С отставки Бориса Ельцина и прихода ему на смену Владимира Путина начался новый этап политики памяти о советском прошлом. Подход, почти сразу обозначенный Путиным, некоторые исследователи удачно называют «доктриной тотальной преемственности». В первую очередь это выразилось в комбинировании государственных символов – триколора, с августа 1991 года ассоциирующегося с либерально-демократическим лагерем, герба с двуглавым орлом, отсылающего к символике Российской империи[84], и «нового старого» советского гимна. Стремление уйти от ельцинской конфронтационной политики памяти, предпочтя ей политику, интегрирующую представителей разных лагерей, было вполне очевидным решением (вполне аналогичным путем, как мы увидим во второй части этой книги, шли Конрад Аденауэр в Германии и Адольфо Суарес в Испании). Оно оказалось эффективным способом сплотить электорат. Однако такая политика памяти, уходя от формулирования четкого отношения к проблематичным периодам прошлого, неизбежно оказывалась ценностно эклектичной; на месте нового целостного нарратива о прошлом оставалась пустота, которая рано или поздно потребует заполнения.

«Доктрина тотальной преемственности», несомненно, знаменовала новый подход к политическому использованию прошлого, – отмечает Малинова. – Вместо решения дилемм, с которыми неизбежно связано конструирование целостного нарратива, был взят курс на выборочную «эксплуатацию» исторических событий, явлений и фигур, соответствующих конкретному контексту.
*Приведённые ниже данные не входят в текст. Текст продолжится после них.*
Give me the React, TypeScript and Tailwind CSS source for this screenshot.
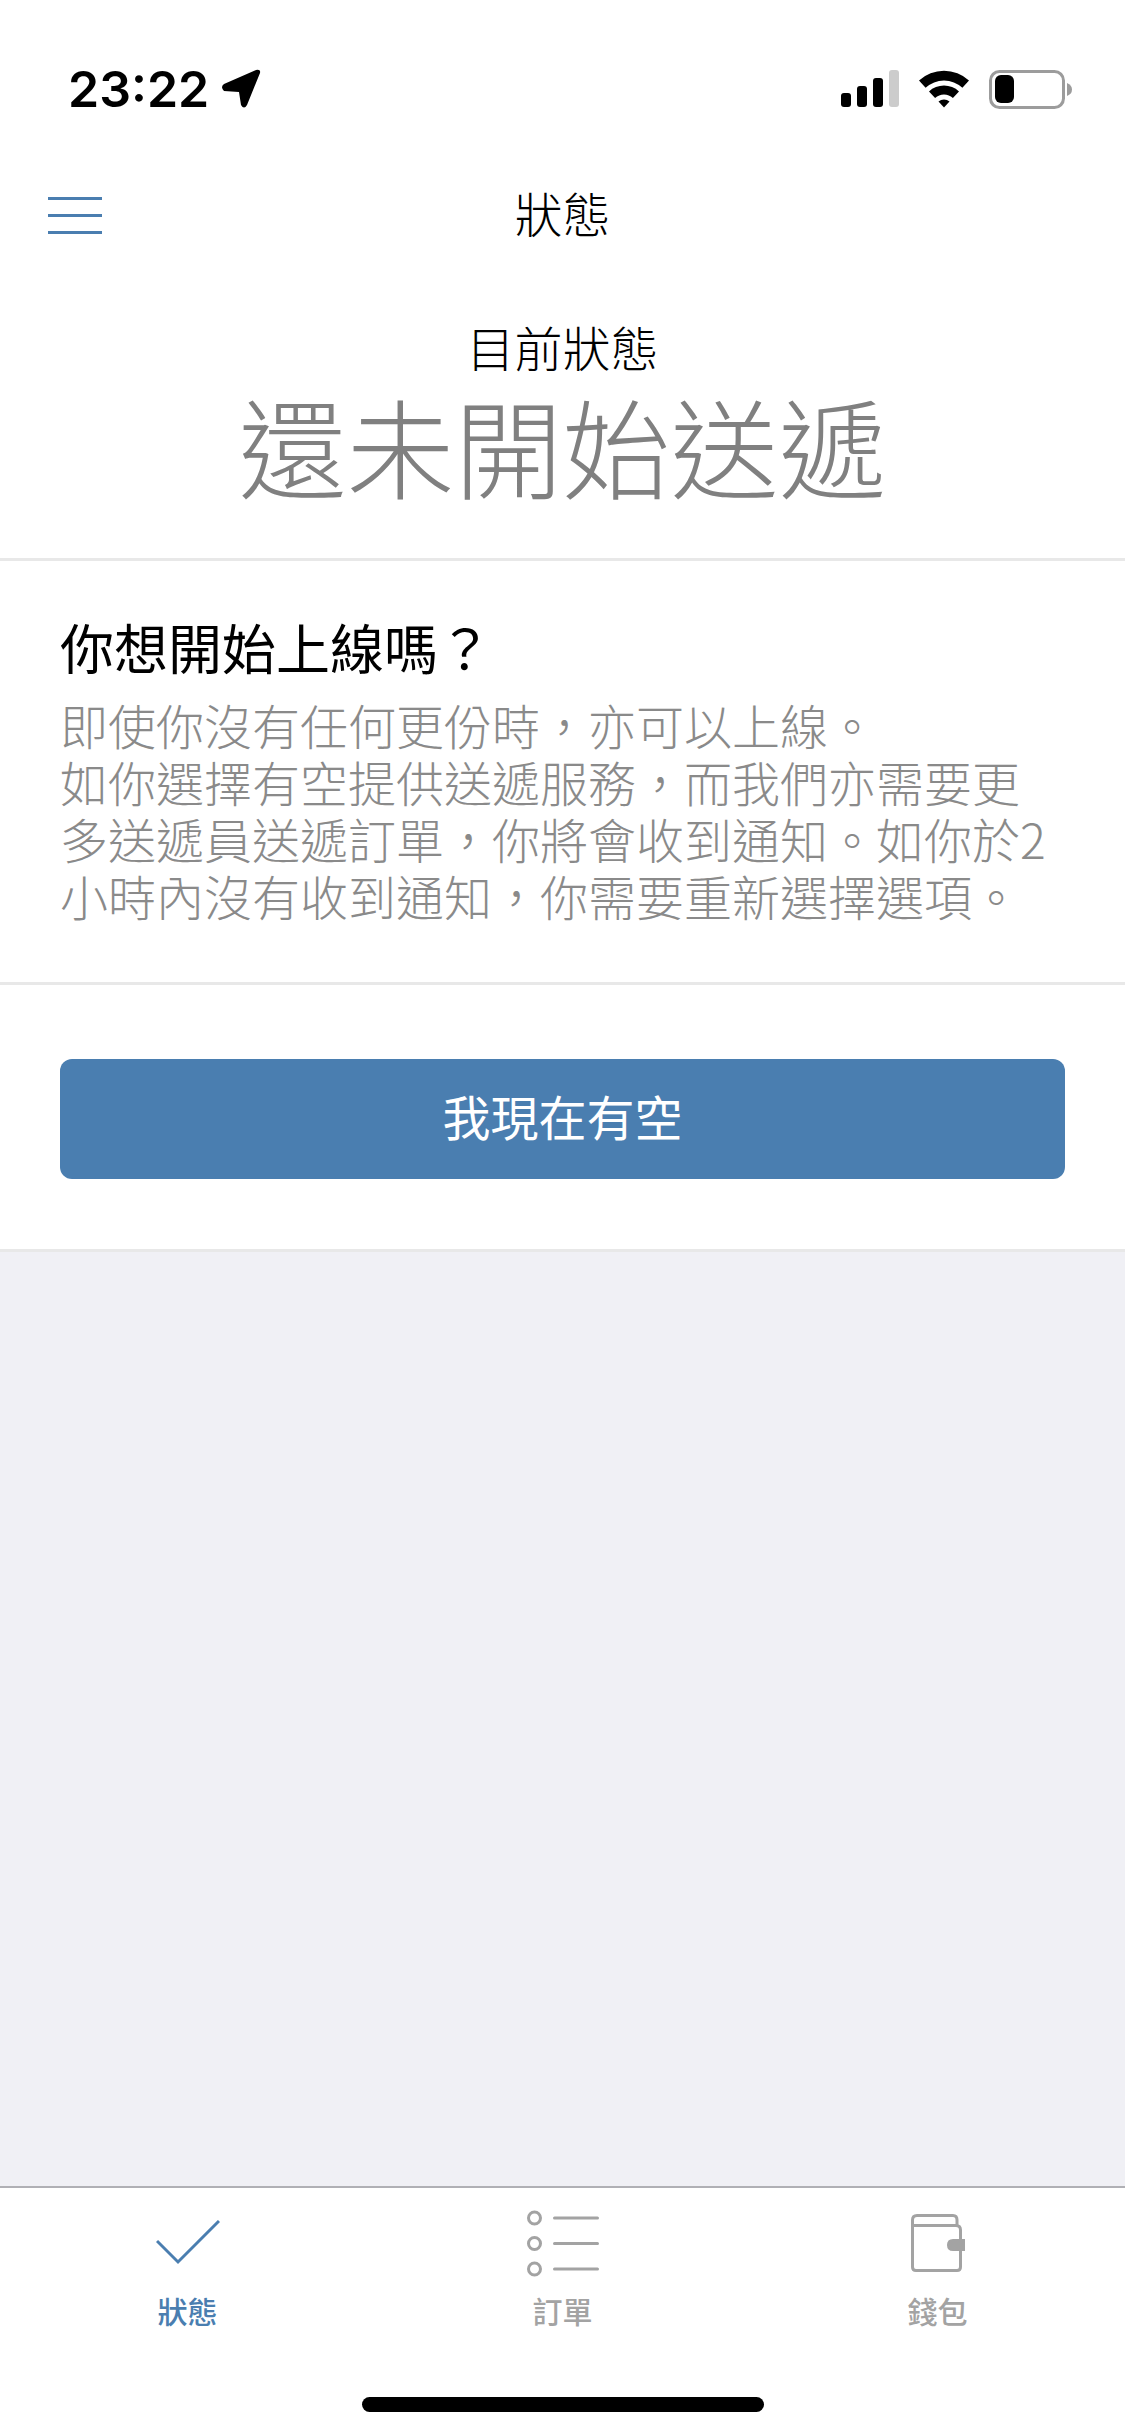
import React from "react"

const cjk = "font-['Noto_Sans_CJK_TC','Noto_Sans_CJK_SC',sans-serif]"

const StatusBar = () => (
  <div className="flex h-[150px] items-start justify-between pl-[68px] pr-[53px] pt-[58px]">
    <div className="flex items-center">
      <span className="font-['Inter',sans-serif] text-[50px] font-semibold leading-[62px] text-black">23:22</span>
      <svg width="40" height="40" viewBox="0 0 40 40" className="ml-[12px]">
        <path d="M3 15 L35 1 Q40 0 39 4 L26 36 Q23 41 20 36 L18 23 L3 22 Q-1 18 3 15 Z" fill="#000" />
      </svg>
    </div>
    <div className="mt-[12px] flex items-start gap-[20px]">
      <svg width="58" height="38" viewBox="0 0 58 38">
        <rect x="0" y="23" width="10" height="14" rx="3" fill="#000" />
        <rect x="16" y="16" width="10" height="21" rx="3" fill="#000" />
        <rect x="32" y="8" width="10" height="29" rx="3" fill="#000" />
        <rect x="48" y="0" width="10" height="37" rx="3" fill="#cccccc" />
      </svg>
      <svg width="50" height="38" viewBox="0 0 50 38">
        <path d="M0 10.5 A37 37 0 0 1 50 10.5 L43.4 17.8 A27 27 0 0 0 6.6 17.8 Z" fill="#000" />
        <path d="M10 21.4 A22 22 0 0 1 40 21.4 L33.9 28 A13 13 0 0 0 16.1 28 Z" fill="#000" />
        <path d="M19.5 31.6 A8 8 0 0 1 30.5 31.6 L25 37.5 Z" fill="#000" />
      </svg>
      <svg width="83" height="39" viewBox="0 0 83 39">
        <rect x="1.5" y="1.5" width="73" height="36" rx="9" fill="none" stroke="#9c9c9c" stroke-width="3" />
        <rect x="6" y="5" width="19" height="28" rx="6" fill="#000" />
        <path d="M78 13 Q83 15 83 19.5 Q83 24 78 26 Z" fill="#9c9c9c" />
      </svg>
    </div>
  </div>
)

const NavBar = () => (
  <div className="relative flex h-[130px] items-center justify-center">
    <button className="absolute left-[48px] top-[47px] flex w-[54px] flex-col gap-[14px]">
      <span className="h-[3px] w-full bg-[#4a7eb0]" />
      <span className="h-[3px] w-full bg-[#4a7eb0]" />
      <span className="h-[3px] w-full bg-[#4a7eb0]" />
    </button>
    <span className="-mt-[6px] text-[48px] font-light leading-[60px] text-black">狀態</span>
  </div>
)

const Tab = ({ icon, label, active }: { icon: React.ReactNode; label: string; active?: boolean }) => (
  <div className="flex flex-1 flex-col items-center">
    <div className="flex h-[96px] items-center justify-center">{icon}</div>
    <span className={`-mt-[1px] text-[30px] font-medium leading-[40px] ${active ? "text-[#4a7eb0]" : "text-[#a3a3a3]"}`}>{label}</span>
  </div>
)

export default function App() {
  return (
    <div className={`flex h-[2436px] w-[1125px] flex-col bg-[#f0f0f5] ${cjk}`}>
      <div className="bg-white">
        <StatusBar />
        <NavBar />
        <div className="flex h-[281px] flex-col items-center border-b-[3px] border-[#e8e8e8] pt-[36px]">
          <span className="text-[48px] font-light leading-[60px] text-black">目前狀態</span>
          <span className="mt-[8px] text-[108px] font-light leading-[120px] text-[#808080]">還未開始送遞</span>
        </div>
        <div className="h-[424px] border-b-[3px] border-[#e8e8e8] px-[60px] pt-[52px]">
          <h1 className="text-[54px] font-normal leading-[68px] text-black">你想開始上線嗎？</h1>
          <p className="mt-[15px] text-[48px] font-light leading-[57px] text-[#8a8a8a]">
            即使你沒有任何更份時，亦可以上線。
            <br />
            如你選擇有空提供送遞服務，而我們亦需要更多送遞員送遞訂單，你將會收到通知。如你於2小時內沒有收到通知，你需要重新選擇選項。
          </p>
        </div>
        <div className="border-b-[3px] border-[#e8e8e8] px-[60px] pb-[70px] pt-[74px]">
          <button className="flex h-[120px] w-full items-center justify-center rounded-[12px] bg-[#4a7eb0] pb-[9px] text-[48px] leading-[60px] text-white">
            我現在有空
          </button>
        </div>
      </div>
      <div className="flex-1" />
      <div className="relative h-[250px] border-t-[2px] border-[#b0b0b5] bg-white">
        <div className="flex pt-[7px]">
          <Tab
            active
            label="狀態"
            icon={
              <svg width="64" height="46" viewBox="0 0 64 46">
                <path d="M1 21 L22 42 L63 1" fill="none" stroke="#4a7eb0" stroke-width="3" />
              </svg>
            }
          />
          <Tab
            label="訂單"
            icon={
              <svg width="72" height="67" viewBox="0 0 72 67">
                <circle cx="7.5" cy="8" r="6" fill="none" stroke="#a3a3a3" stroke-width="3" />
                <circle cx="7.5" cy="33.5" r="6" fill="none" stroke="#a3a3a3" stroke-width="3" />
                <circle cx="7.5" cy="59" r="6" fill="none" stroke="#a3a3a3" stroke-width="3" />
                <path d="M27.5 8 H70.5 M27.5 33.5 H70.5 M27.5 59 H70.5" fill="none" stroke="#a3a3a3" stroke-width="3" stroke-linecap="round" />
              </svg>
            }
          />
          <Tab
            label="錢包"
            icon={
              <svg width="54" height="58" viewBox="0 0 54 58">
                <path d="M1.5 11 V6 Q1.5 1.5 6 1.5 H42 Q46 1.5 46 6 V11 M1.5 11 Q1.5 11.5 6 11.5 H45 Q49.5 11.5 49.5 16 V53 Q49.5 56.5 46 56.5 H5 Q1.5 56.5 1.5 53 Z" fill="none" stroke="#a3a3a3" stroke-width="3" />
                <path d="M54 25 H42 Q36 25 36 31 Q36 37 42 37 H54 Z" fill="#a3a3a3" />
              </svg>
            }
          />
        </div>
        <div className="absolute bottom-[24px] left-[362px] h-[15px] w-[402px] rounded-full bg-black" />
      </div>
    </div>
  )
}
Такой подход позволял успешно выполнять тактические задачи (что в условиях жесткой идеологической конфронтации было немаловажно), однако он не решал стратегической проблемы замещения «советского метанарратива» новой смысловой схемой, объясняющей связь между прошлым, настоящим и будущим[85]

Конец ознакомительного фрагмента.

Текст предоставлен ООО «ЛитРес».

Прочитайте эту книгу целиком, купив полную легальную версию на ЛитРес.

76

См., напр.: Mälksoo M. The Memory Politics of Becoming European: The East European Subalterns and the Collective Memory of Europe // European journal of international relations. 2009. Vol. 15. Issue 4. P. 653–680.

77

См., напр.: Kundakbayeva Zh., Kassymova D. Remembering and Forgetting: the State Policy of Memorializing Stalin’s repression in post-Soviet Kazakhstan // Nationalities Papers. 2016. Vol. 44. Issue 4. P. 611–627.

78



См., напр.: Kasianov H. Holodomor and the Politics of Memory in Ukraine after Independence // Holodomor and Gorta Mór: Histories, Memories and Representations of Famine in Ukraine and Ireland / Ed. by Ch. Noack, L. Janssen, V. Comerford. London, New York: Anthem Press, 2014. P. 167–188; Касьянов Г. Голодомор и строительство нации // Pro et contra. 2009. № 3–4 (46). С. 24–42.

79

Малинова О. Актуальное прошлое: Символическая политика властвующей элиты и дилеммы российской идентичности. М.: Политическая энциклопедия, 2015.

80

Там же. С. 47–48.

81

К результатам этих выборов есть много вопросов: многие считают, что победа на них Ельцина стала результатом фальсификаций.

82

По словам Любови Пихоя, тогдашнего спичрайтера Бориса Ельцина, идея переименования праздника возникла в октябре 1996 года на одном из совещаний у руководителя президентской администрации А. Чубайса: «После Великой Октябрьской революции прошло более 70 лет, и можно изменить символику. Почему бы не переименовать праздник Великой Октябрьской революции в праздник, объединяющий всех, в День согласия и примирения? То есть Октябрьская революция всех разделила, но мы не отменяем этот праздник, а переименовываем» (Соколова М., Яковлева Е. Прибавление смуты. Что мы будем праздновать 4 ноября // Российская газета. 2004. № 3621. 4 ноября).

83

«Накануне 59-летней годовщины революции бывший соратник М. Горбачева А. Н. Яковлев опубликовал в «Российской газете» статью «Если большевизм не сдается», в которой доказывал, что «путь к торжеству свободы в России может быть прерван в любой день, если не поставить вне закона большевистскую идеологию человеконенавистничества». Автор статьи обращался к президенту России, Конституционному суду, правительству, Генеральной прокуратуре, Федеральному собранию с призывом «возбудить преследования фашистско-большевистской идеологии и ее носителей». Однако Ельцин и его окружение не захотели играть на обострение» (Малинова О. Актуальное прошлое. С. 55–56).

84

Двуглавый орел был временно утвержден в качестве герба в ноябре 1993 года, соответствующий закон был принят только в 2000 году.

85

Малинова О. Актуальное прошлое. С. 70–71.